The SLD collaboration published its complete and final results this summer together with the final results from similar experiments done at CERN in Switzerland. The polarized beam enabled SLD to make key measurements more precisely than any other experiment, even though SLD produced far fewer Z particles than the CERN experiments.

“At the Z pole, we had the best tools, we had the polarized electrons, we did the best measurement of the mixing parameter called the weak mixing angle,” Prescott said. The weak mixing angle is a ‘free’ parameter in the Standard Model whose value is not specified; it gives important information about the strength of the electroweak force and is a powerful tool for predicting the mass of the still sought after Higgs particle.

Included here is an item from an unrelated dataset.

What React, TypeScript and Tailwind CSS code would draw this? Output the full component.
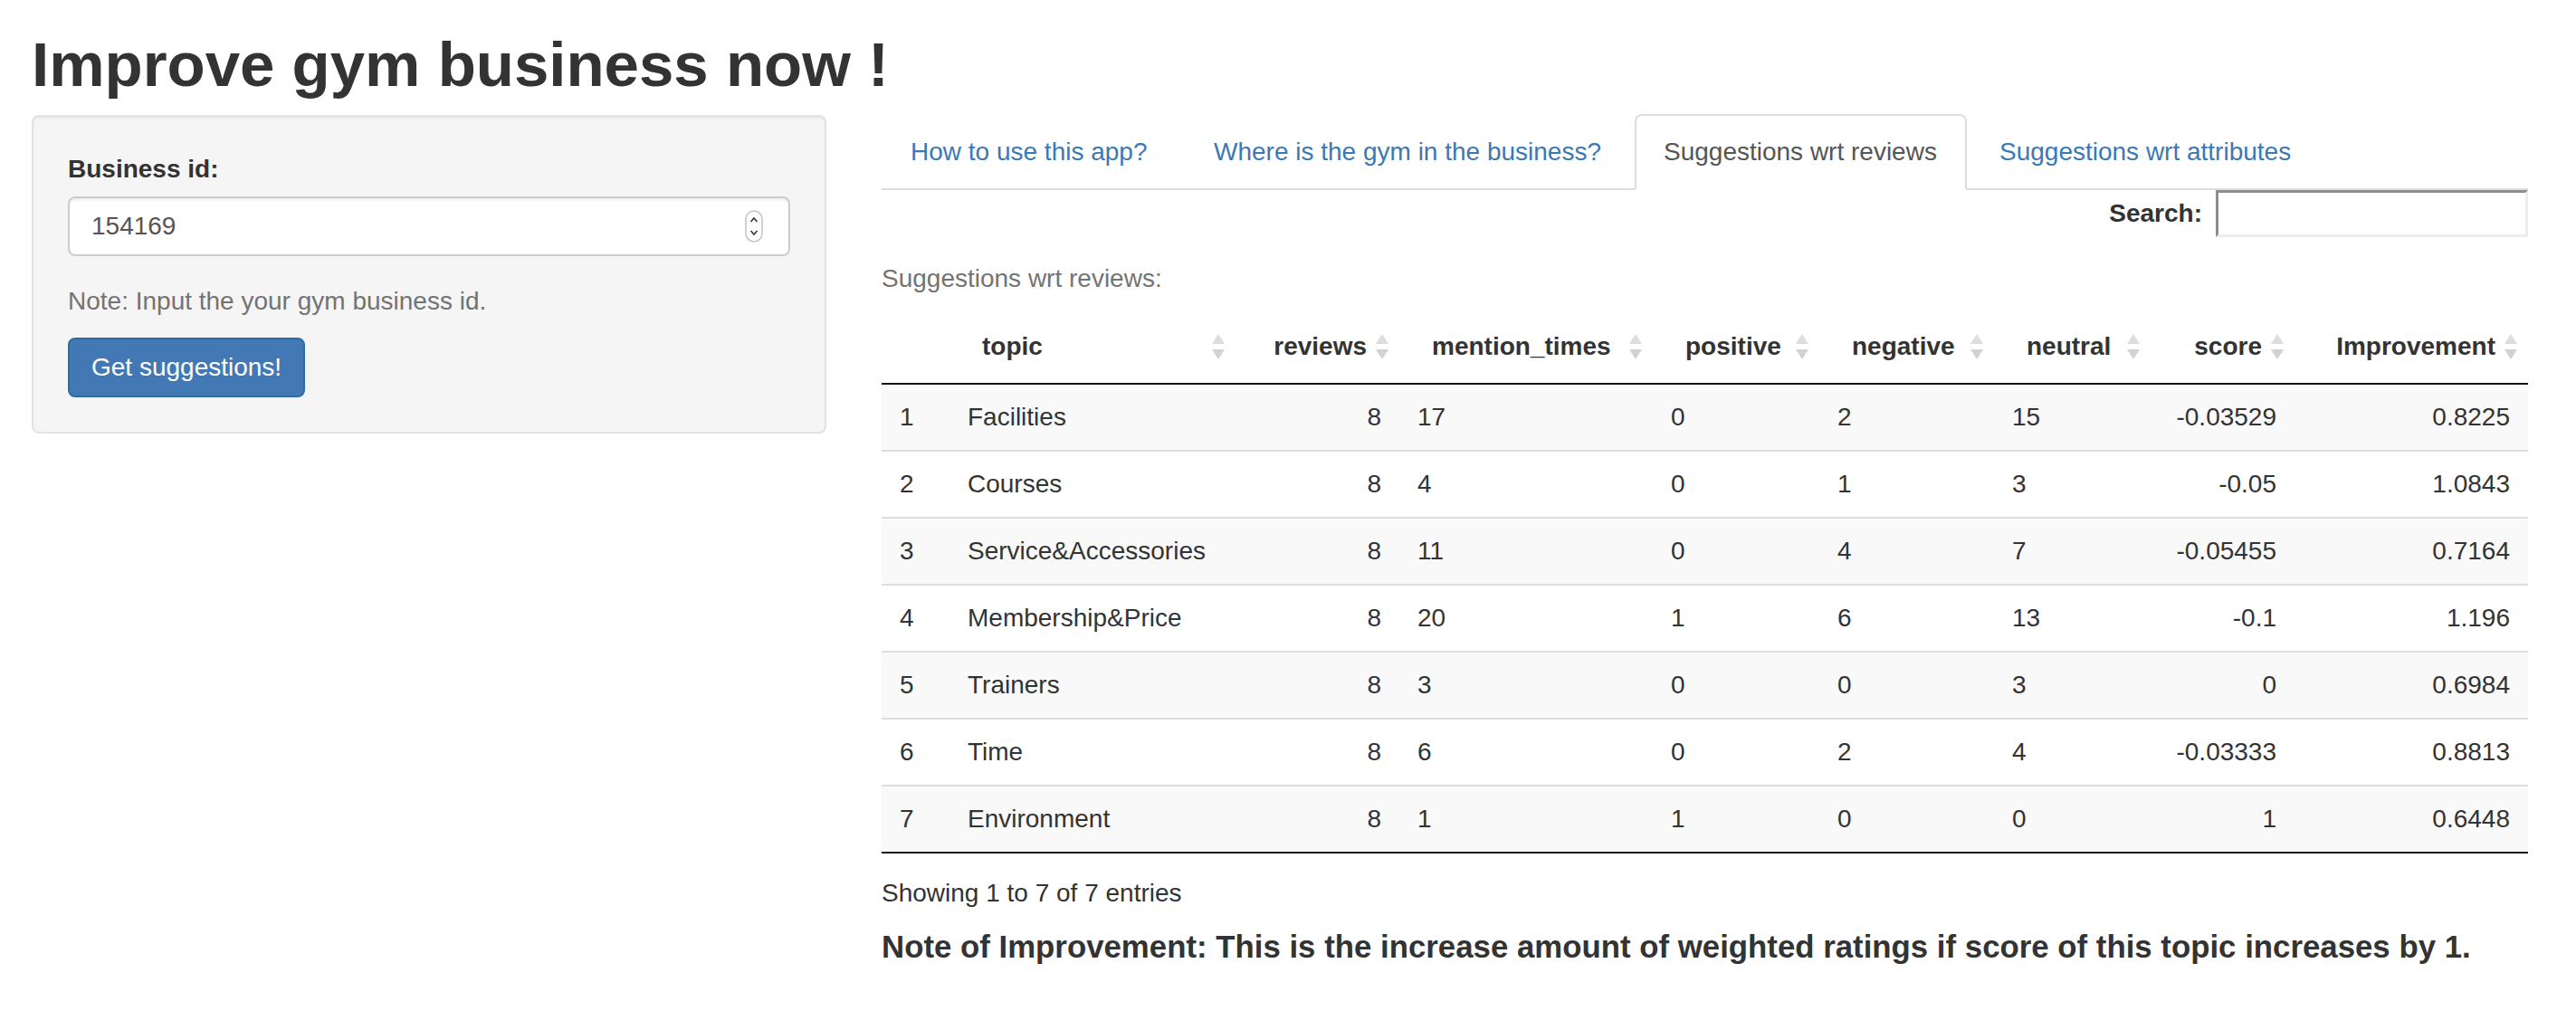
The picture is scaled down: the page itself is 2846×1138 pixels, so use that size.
import React from 'react';

const tabs = [
  { label: 'How to use this app?', width: 'w-[331px]', active: false },
  { label: 'Where is the gym in the business?', width: 'w-[493px]', active: false },
  { label: 'Suggestions wrt reviews', width: 'w-[367px]', active: true },
  { label: 'Suggestions wrt attributes', width: '', active: false },
];

type Col = { label: string; width: string; right: boolean; sort: boolean };

const columns: Col[] = [
  { label: '', width: 'w-[75px]', right: false, sort: false },
  { label: 'topic', width: 'w-[316px]', right: false, sort: true },
  { label: 'reviews', width: 'w-[181px]', right: true, sort: true },
  { label: 'mention_times', width: 'w-[280px]', right: false, sort: true },
  { label: 'positive', width: 'w-[184px]', right: false, sort: true },
  { label: 'negative', width: 'w-[193px]', right: false, sort: true },
  { label: 'neutral', width: 'w-[173px]', right: false, sort: true },
  { label: 'score', width: 'w-[159px]', right: true, sort: true },
  { label: 'Improvement', width: 'w-[258px]', right: true, sort: true },
];

const rows = [
  ['1', 'Facilities', '8', '17', '0', '2', '15', '-0.03529', '0.8225'],
  ['2', 'Courses', '8', '4', '0', '1', '3', '-0.05', '1.0843'],
  ['3', 'Service&Accessories', '8', '11', '0', '4', '7', '-0.05455', '0.7164'],
  ['4', 'Membership&Price', '8', '20', '1', '6', '13', '-0.1', '1.196'],
  ['5', 'Trainers', '8', '3', '0', '0', '3', '0', '0.6984'],
  ['6', 'Time', '8', '6', '0', '2', '4', '-0.03333', '0.8813'],
  ['7', 'Environment', '8', '1', '1', '0', '0', '1', '0.6448'],
];

const SortIcon: React.FC = () => (
  <svg width="16" height="30" viewBox="0 0 16 30" className="shrink-0">
    <path d="M8 1 L15 12 H1 Z" fill="#dddddd" />
    <path d="M1 18 H15 L8 29 Z" fill="#d2d2d2" />
  </svg>
);

const Spinner: React.FC = () => (
  <svg width="20" height="36" viewBox="0 0 20 36">
    <rect x="1" y="1" width="18" height="34" rx="9" fill="#fff" stroke="#c4c4c4" strokeWidth="1.5" />
    <path d="M6.5 13 L10 9 L13.5 13" fill="none" stroke="#333" strokeWidth="1.6" />
    <path d="M6.5 23 L10 27 L13.5 23" fill="none" stroke="#333" strokeWidth="1.6" />
  </svg>
);

const App: React.FC = () => {
  return (
    <div className="min-h-screen bg-white pl-[35px] pr-[53px] font-['Liberation_Sans',Arial,sans-serif] text-[28px] leading-[40px] text-[#333]">
      <h1 className="pt-[33px] text-[69px] font-bold leading-[77px] text-[#333]">Improve gym business now !</h1>

      <div className="mt-[16px] flex items-start gap-[61px]">
        {/* sidebar */}
        <div className="mt-[1px] w-[878px] shrink-0 rounded-lg border-2 border-[#e3e3e3] bg-[#f5f5f5] p-[38px] shadow-[inset_0_2px_2px_rgba(0,0,0,0.05)]">
          <label className="mb-[10px] block font-bold">Business id:</label>
          <div className="flex h-[66px] items-center justify-between rounded-lg border-2 border-[#ccc] bg-white pl-[24px] pr-[28px] text-[#555] shadow-[inset_0_2px_2px_rgba(0,0,0,0.075)]">
            <span>154169</span>
            <Spinner />
          </div>
          <p className="mt-[30px] text-[#737373]">Note: Input the your gym business id.</p>
          <button
            type="button"
            className="mt-[20px] rounded-lg border-2 border-[#2e6da4] bg-[#4279b5] px-6 py-[11px] leading-[40px] text-white"
          >
            Get suggestions!
          </button>
        </div>

        {/* main panel */}
        <div className="min-w-0 flex-1">
          <ul className="flex border-b-2 border-[#ddd]">
            {tabs.map((tab) => (
              <li key={tab.label} className={`-mb-[2px] mr-[4px] ${tab.width}`}>
                <a
                  className={
                    tab.active
                      ? 'block rounded-t-lg border-2 border-[#ddd] border-b-transparent bg-white px-[30px] py-5 text-[#555]'
                      : 'block rounded-t-lg border-2 border-transparent px-[30px] py-5 text-[#3a78b6]'
                  }
                >
                  {tab.label}
                </a>
              </li>
            ))}
          </ul>

          <div className="flex items-center justify-end">
            <span className="font-bold">Search:</span>
            <div className="ml-[15px] h-[52px] w-[345px] border-[3px] border-b-[#ececec] border-l-[#8e8e8e] border-r-[#ececec] border-t-[#8e8e8e] bg-white" />
          </div>

          <p className="mt-[26px] text-[#737373]">Suggestions wrt reviews:</p>

          <table className="mt-[15px] w-full table-fixed border-collapse">
            <thead>
              <tr>
                {columns.map((col, i) => (
                  <th key={i} className={`${col.width} border-b-2 border-[#111] py-5 pl-[36px] pr-[11px] font-bold`}>
                    {col.sort && (
                      <div className="flex items-center gap-[9px]">
                        <span className={`flex-1 ${col.right ? 'text-right' : 'text-left'}`}>{col.label}</span>
                        <SortIcon />
                      </div>
                    )}
                  </th>
                ))}
              </tr>
            </thead>
            <tbody>
              {rows.map((row, r) => (
                <tr key={r} className={r % 2 === 0 ? 'bg-[#f9f9f9]' : 'bg-white'}>
                  {row.map((cell, c) => (
                    <td
                      key={c}
                      className={`px-5 py-4 ${columns[c].right ? 'text-right' : 'text-left'} ${
                        r > 0 ? 'border-t-2 border-[#ddd]' : ''
                      } ${r === rows.length - 1 ? 'border-b-2 border-b-[#111]' : ''}`}
                    >
                      {cell}
                    </td>
                  ))}
                </tr>
              ))}
            </tbody>
          </table>

          <p className="mt-[24px]">Showing 1 to 7 of 7 entries</p>
          <h4 className="mt-[19px] text-[34.8px] font-bold leading-[40px]">
            Note of Improvement: This is the increase amount of weighted ratings if score of this topic increases by 1.
          </h4>
        </div>
      </div>
    </div>
  );
};

export default App;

In parallel to SLD, Prescott returned to End Station A, collaborating with Ray Arnold and his group on learning the spin structure of protons and deuterons (a hydrogen with one proton plus one neutron) using polarized electron beams and polarized solid targets. They measured the spin of the quarks in the proton and the deuteron.

In 1986 Prescott became a full professor, and was associate director of the Research Division from 1986 to 1991.

“He’s very good, and he’s somebody I always trusted as a physicist and as an administrator,” said director emeritus Burton Richter (DO).

Current Research Continues

For the past three years, Prescott has been working on EXO to learn more about neutrino mass. Although EXO does not use an accelerator, the experiment still fits well with Prescott’s forte for probing the nuclei of atoms. EXO involves detecting certain rare decays from the nuclei of xenon atoms.

“The physics is interesting and worth doing and I like technically challenging R&D projects,” he said, neatly summarizing his four decades in physics.  Prescott now (shown above) and in 1975.